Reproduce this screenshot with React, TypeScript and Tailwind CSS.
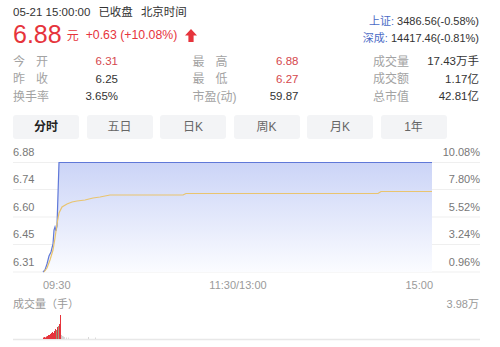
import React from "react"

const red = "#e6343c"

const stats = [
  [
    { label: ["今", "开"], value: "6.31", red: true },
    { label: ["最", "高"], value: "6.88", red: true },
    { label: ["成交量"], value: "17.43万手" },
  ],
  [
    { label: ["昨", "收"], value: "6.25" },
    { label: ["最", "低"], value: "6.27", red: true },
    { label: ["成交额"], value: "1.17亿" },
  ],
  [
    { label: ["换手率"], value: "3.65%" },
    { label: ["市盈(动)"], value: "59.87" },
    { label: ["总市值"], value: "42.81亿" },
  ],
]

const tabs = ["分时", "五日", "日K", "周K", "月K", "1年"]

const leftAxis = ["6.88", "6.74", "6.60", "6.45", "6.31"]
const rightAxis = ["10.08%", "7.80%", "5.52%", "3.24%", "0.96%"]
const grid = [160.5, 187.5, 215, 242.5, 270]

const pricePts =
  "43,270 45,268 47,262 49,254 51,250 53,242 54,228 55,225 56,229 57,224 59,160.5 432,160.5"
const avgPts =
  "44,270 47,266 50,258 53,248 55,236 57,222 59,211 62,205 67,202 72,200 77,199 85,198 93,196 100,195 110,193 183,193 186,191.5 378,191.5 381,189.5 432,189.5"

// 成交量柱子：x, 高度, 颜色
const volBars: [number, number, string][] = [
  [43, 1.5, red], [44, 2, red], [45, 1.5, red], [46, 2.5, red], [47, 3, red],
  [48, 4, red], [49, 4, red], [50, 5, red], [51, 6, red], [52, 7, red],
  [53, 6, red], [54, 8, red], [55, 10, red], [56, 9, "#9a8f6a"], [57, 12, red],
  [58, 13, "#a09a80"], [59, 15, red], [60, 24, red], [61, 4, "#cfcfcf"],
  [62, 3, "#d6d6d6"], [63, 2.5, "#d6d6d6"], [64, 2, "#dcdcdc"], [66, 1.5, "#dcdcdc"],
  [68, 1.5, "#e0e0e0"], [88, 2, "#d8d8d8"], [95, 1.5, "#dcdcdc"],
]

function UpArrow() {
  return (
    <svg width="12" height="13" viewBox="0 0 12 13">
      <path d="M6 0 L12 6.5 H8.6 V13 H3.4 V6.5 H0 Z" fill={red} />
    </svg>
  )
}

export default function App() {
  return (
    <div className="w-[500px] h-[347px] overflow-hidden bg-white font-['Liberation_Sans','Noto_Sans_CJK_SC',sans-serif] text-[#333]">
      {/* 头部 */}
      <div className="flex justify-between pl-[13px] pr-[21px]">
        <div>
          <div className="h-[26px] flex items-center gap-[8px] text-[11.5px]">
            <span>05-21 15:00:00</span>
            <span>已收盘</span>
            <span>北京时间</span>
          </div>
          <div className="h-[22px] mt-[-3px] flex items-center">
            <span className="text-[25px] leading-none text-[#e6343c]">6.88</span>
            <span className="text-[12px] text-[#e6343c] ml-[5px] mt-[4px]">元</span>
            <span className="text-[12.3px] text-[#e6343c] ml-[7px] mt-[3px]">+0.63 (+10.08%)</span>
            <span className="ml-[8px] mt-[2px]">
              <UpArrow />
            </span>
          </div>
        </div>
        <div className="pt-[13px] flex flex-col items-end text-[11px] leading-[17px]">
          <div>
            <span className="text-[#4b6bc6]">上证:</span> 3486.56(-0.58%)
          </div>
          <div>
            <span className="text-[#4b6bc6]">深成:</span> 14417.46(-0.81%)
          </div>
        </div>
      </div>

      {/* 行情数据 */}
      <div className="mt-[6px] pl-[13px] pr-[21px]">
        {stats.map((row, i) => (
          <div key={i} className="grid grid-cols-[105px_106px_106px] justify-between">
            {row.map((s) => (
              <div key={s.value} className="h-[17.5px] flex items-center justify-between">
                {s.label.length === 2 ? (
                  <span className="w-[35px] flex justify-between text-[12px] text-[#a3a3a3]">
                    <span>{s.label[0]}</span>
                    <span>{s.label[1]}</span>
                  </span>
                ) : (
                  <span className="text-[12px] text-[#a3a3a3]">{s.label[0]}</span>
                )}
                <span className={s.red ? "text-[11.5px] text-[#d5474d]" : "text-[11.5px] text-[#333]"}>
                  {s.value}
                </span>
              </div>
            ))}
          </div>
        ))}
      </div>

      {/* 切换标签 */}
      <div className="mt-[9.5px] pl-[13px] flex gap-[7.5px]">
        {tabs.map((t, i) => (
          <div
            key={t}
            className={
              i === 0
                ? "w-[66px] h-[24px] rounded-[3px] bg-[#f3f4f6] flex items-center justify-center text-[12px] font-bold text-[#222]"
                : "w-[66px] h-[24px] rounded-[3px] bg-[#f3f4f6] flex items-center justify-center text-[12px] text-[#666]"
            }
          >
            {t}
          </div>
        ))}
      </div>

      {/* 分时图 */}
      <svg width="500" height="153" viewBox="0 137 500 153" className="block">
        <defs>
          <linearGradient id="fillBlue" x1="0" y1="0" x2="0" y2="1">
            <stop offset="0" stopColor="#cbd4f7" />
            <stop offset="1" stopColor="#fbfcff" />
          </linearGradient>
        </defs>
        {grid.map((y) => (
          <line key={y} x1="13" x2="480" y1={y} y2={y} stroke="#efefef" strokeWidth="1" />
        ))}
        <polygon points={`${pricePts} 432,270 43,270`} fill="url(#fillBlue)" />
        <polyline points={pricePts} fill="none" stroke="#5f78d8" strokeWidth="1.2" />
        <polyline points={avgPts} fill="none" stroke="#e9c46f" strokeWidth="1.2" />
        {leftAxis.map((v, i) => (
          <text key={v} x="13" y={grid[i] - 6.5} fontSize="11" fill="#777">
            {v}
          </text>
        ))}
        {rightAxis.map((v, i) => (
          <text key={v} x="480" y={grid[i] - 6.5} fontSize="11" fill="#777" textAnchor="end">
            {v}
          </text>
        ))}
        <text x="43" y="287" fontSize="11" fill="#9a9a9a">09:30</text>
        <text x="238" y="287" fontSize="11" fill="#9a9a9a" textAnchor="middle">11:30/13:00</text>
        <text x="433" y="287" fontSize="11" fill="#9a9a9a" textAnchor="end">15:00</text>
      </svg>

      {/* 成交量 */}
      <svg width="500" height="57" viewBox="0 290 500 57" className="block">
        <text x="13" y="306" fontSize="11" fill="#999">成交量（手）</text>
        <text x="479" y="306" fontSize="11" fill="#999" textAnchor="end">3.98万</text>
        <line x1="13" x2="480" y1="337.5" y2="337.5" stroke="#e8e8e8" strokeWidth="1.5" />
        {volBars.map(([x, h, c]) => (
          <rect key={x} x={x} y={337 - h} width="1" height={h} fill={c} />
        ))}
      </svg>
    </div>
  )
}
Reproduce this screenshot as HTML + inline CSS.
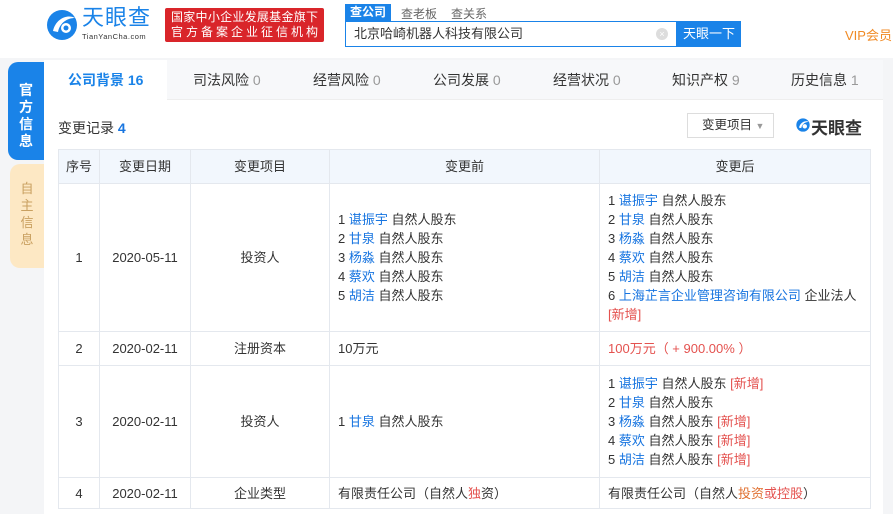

+ + + +

> _SET TASK_
Search the data above for the string "Reproduce" and copy each line that has it.

> _RESPONSE TO THE EXERCISE_
Reproduce this screenshot with React, TypeScript and Tailwind CSS.
Reproduce this screenshot as HTML + inline CSS.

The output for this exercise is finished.